The vendor, Hernández said, sold “high-quality material” and had “a high level of purchases and inquiries.” At some point after the delegation denounced it, the man’s Mercado Libre account was terminated, prompting him to sell the materials through a website of his own, police said.

The Librería Argentina site presents itself as an online bookstore “specialized in war themes” that makes “room for all books that have been marginalized from the most popular bookstores regardless of their tendency, especially all forms of nationalism and history of ancient or forgotten movements.”

While the bookstore claims it “deplores any form of violence, discrimination or racism,” its website is brimming with Nazi symbolism, from Othala runes to Celtic crosses and imperial eagles. And its repertoire includes works by Belgian Nazi collaborator León Degrelle, the Italian fascist Julius Evola, and Nazi theorist and ideologue Alfred Rosenberg — as well as “Mein Kampf” by Hitler.

Eventually, police were able to match the 45-year-old man to the Mercado Libre account and the bookstore’s website, finding that he used his father’s home as his printing workplace, officials said.

As antisemitism increases, a family finds swastikas hidden in their lawn

The police seized 222 books on Tuesday, along with 140 book covers of unprinted copies, and two office printers. The amount of materials was “stupefying” for the authorities involved and the organization that prompted the investigation.

“We are shocked by how profuse the material is,” Marcos Cohen, of the Delegation of Argentine Israelite Associations, said at the news conference. “I don’t remember anything like this being found before.”

The discovery has sent shockwaves through Argentina, a country that has been grappling with its history as a refuge for Nazis who fled justice after World War II.

In the South American country, they found a welcoming government headed by President Juan Perón, who had fascist ties, said Gerald J. Steinacher, a professor of history at University of Nebraska-Lincoln.

“Argentina was a traditional country with strong Italian and German immigration, so there were communities and connections already there,” Steinacher said. “But another reason is that Argentina had very pragmatic reasons as to why it was willing to take in people with a Nazi background after the war, and it’s because they wanted the German know-how and technology, especially to modernize their military.”

Among those who came to Argentina were Josef Mengele the doctor who performed experiments on human beings; Erich Priebke a former SS Captain who took part in the murder of 335 people inside an Italian cave, and Adolf Eichmann one of the main organizers of Holocaust. By 1997, the nation had established a commission to investigate Nazi activities and Argentina’s role as a refuge for Nazis and their personal or stolen wealth.

In Argentina, behind a bookcase is a secret passageway that leads to an artifact trove of Nazism.

Since then, Argentina has cracked down on other instances of Nazi propaganda distribution and antisemitism — something Steinacher commended as a “very important step forward.”
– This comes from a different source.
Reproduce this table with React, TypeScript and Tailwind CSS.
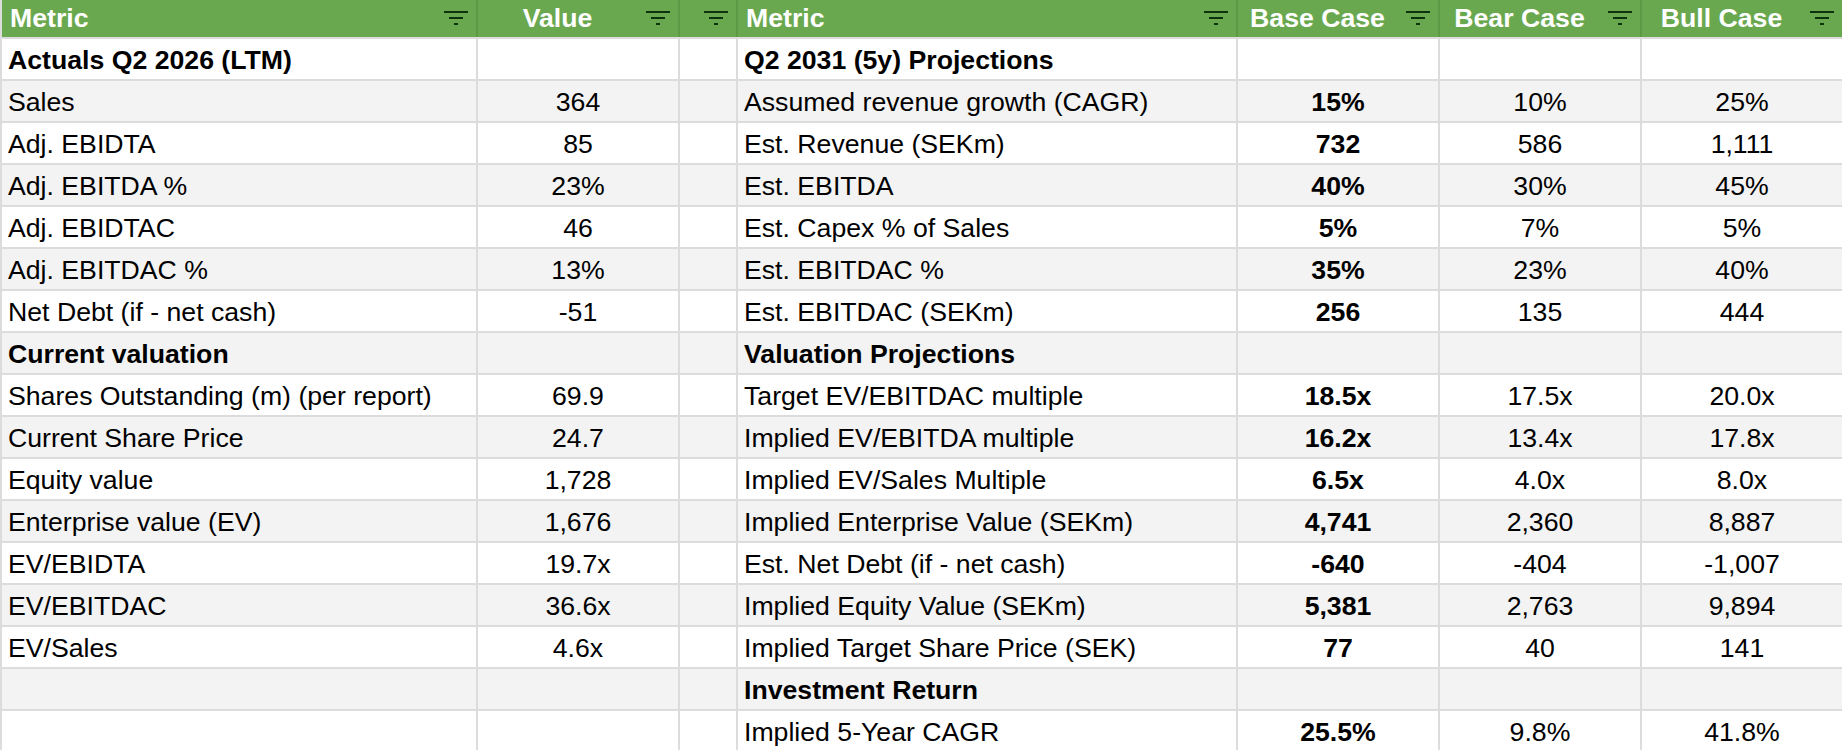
import React from "react";

type Row = {
  l: string;
  lv: string;
  r: string;
  b: string;
  be: string;
  bu: string;
  lh?: boolean;
  rh?: boolean;
};

const rows: Row[] = [
  { l: "Actuals Q2 2026 (LTM)", lv: "", r: "Q2 2031 (5y) Projections", b: "", be: "", bu: "", lh: true, rh: true },
  { l: "Sales", lv: "364", r: "Assumed revenue growth (CAGR)", b: "15%", be: "10%", bu: "25%" },
  { l: "Adj. EBIDTA", lv: "85", r: "Est. Revenue (SEKm)", b: "732", be: "586", bu: "1,111" },
  { l: "Adj. EBITDA %", lv: "23%", r: "Est. EBITDA", b: "40%", be: "30%", bu: "45%" },
  { l: "Adj. EBIDTAC", lv: "46", r: "Est. Capex % of Sales", b: "5%", be: "7%", bu: "5%" },
  { l: "Adj. EBITDAC %", lv: "13%", r: "Est. EBITDAC %", b: "35%", be: "23%", bu: "40%" },
  { l: "Net Debt (if - net cash)", lv: "-51", r: "Est. EBITDAC (SEKm)", b: "256", be: "135", bu: "444" },
  { l: "Current valuation", lv: "", r: "Valuation Projections", b: "", be: "", bu: "", lh: true, rh: true },
  { l: "Shares Outstanding (m) (per report)", lv: "69.9", r: "Target EV/EBITDAC multiple", b: "18.5x", be: "17.5x", bu: "20.0x" },
  { l: "Current Share Price", lv: "24.7", r: "Implied EV/EBITDA multiple", b: "16.2x", be: "13.4x", bu: "17.8x" },
  { l: "Equity value", lv: "1,728", r: "Implied EV/Sales Multiple", b: "6.5x", be: "4.0x", bu: "8.0x" },
  { l: "Enterprise value (EV)", lv: "1,676", r: "Implied Enterprise Value (SEKm)", b: "4,741", be: "2,360", bu: "8,887" },
  { l: "EV/EBIDTA", lv: "19.7x", r: "Est. Net Debt (if - net cash)", b: "-640", be: "-404", bu: "-1,007" },
  { l: "EV/EBITDAC", lv: "36.6x", r: "Implied Equity Value (SEKm)", b: "5,381", be: "2,763", bu: "9,894" },
  { l: "EV/Sales", lv: "4.6x", r: "Implied Target Share Price (SEK)", b: "77", be: "40", bu: "141" },
  { l: "", lv: "", r: "Investment Return", b: "", be: "", bu: "", rh: true },
  { l: "", lv: "", r: "Implied 5-Year CAGR", b: "25.5%", be: "9.8%", bu: "41.8%" },
];

const grid = "grid grid-cols-[474px_200px_56px_498px_200px_200px_200px] gap-x-[2px]";

function FilterIcon() {
  return (
    <svg width="24" height="16" viewBox="0 0 24 16" className="shrink-0">
      <rect x="0" y="0" width="24" height="2" fill="#0c330c" />
      <rect x="5" y="6" width="14" height="2" fill="#0c330c" />
      <rect x="10" y="12" width="4" height="2" fill="#0c330c" />
    </svg>
  );
}

function HeadCell({ label, left }: { label?: string; left?: boolean }) {
  return (
    <div className="flex h-[37px] items-center bg-[#6aa84f] pl-[3px] pr-[8px]">
      <span
        className={`flex-1 font-bold text-white leading-none ${left ? "pl-[5px] text-left" : "text-center"}`}
      >
        {label}
      </span>
      <span className="ml-[12px] flex items-center pt-[1px]">
        <FilterIcon />
      </span>
    </div>
  );
}

function Cell({
  text,
  bg,
  bold,
  center,
}: {
  text: string;
  bg: string;
  bold?: boolean;
  center?: boolean;
}) {
  return (
    <div
      className={`flex h-[40px] items-center overflow-hidden whitespace-nowrap pt-[3px] leading-none text-black ${bg} ${
        center ? "justify-center" : "justify-start pl-[6px]"
      } ${bold ? "font-bold" : "font-normal"}`}
    >
      {text}
    </div>
  );
}

export default function App() {
  return (
    <div
      className="h-[750px] w-[1842px] overflow-hidden bg-white text-[26.67px]"
      style={{ fontFamily: '"Liberation Sans", Arial, sans-serif' }}
    >
      <div className="flex flex-col gap-y-[2px] bg-[#dcdcdc] pl-[2px]">
        <div className={`${grid} bg-[#5e9a45]`}>
          <HeadCell label="Metric" left />
          <HeadCell label="Value" />
          <HeadCell />
          <HeadCell label="Metric" left />
          <HeadCell label="Base Case" />
          <HeadCell label="Bear Case" />
          <HeadCell label="Bull Case" />
        </div>
        {rows.map((r, i) => {
          const bg = i % 2 === 0 ? "bg-white" : "bg-[#f3f3f3]";
          return (
            <div key={i} className={grid}>
              <Cell text={r.l} bg={bg} bold={r.lh} />
              <Cell text={r.lv} bg={bg} center />
              <Cell text="" bg={bg} />
              <Cell text={r.r} bg={bg} bold={r.rh} />
              <Cell text={r.b} bg={bg} center bold />
              <Cell text={r.be} bg={bg} center />
              <Cell text={r.bu} bg={bg} center />
            </div>
          );
        })}
      </div>
    </div>
  );
}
“It’s important not to be passive and allow hate to go by unchecked,” he said. “That’s one of the lessons we have learned from studying the history of Germany: that a democracy has to be willing to defend itself against people who want to overthrow democracy.”

Yet, the fact that antisemitic and Nazi materials are still swirling around Argentina — the country with the largest Jewish population in Latin America — is great cause for concern, Cohen said at the news conference.

“It is astonishing that there are people producing this type of material, and it is concerning that there are people consuming it,” Cohen said. “And that is the challenge we have to overcome.”

Hernández, the federal police chief, said Tuesday’s raid and arrest were just the beginning in what could become a sprawling probe.

“We do not rule out that it is just the tip of an iceberg,” he said. “For now, we have cut the distribution lines, but the law also punishes those who consume such material.”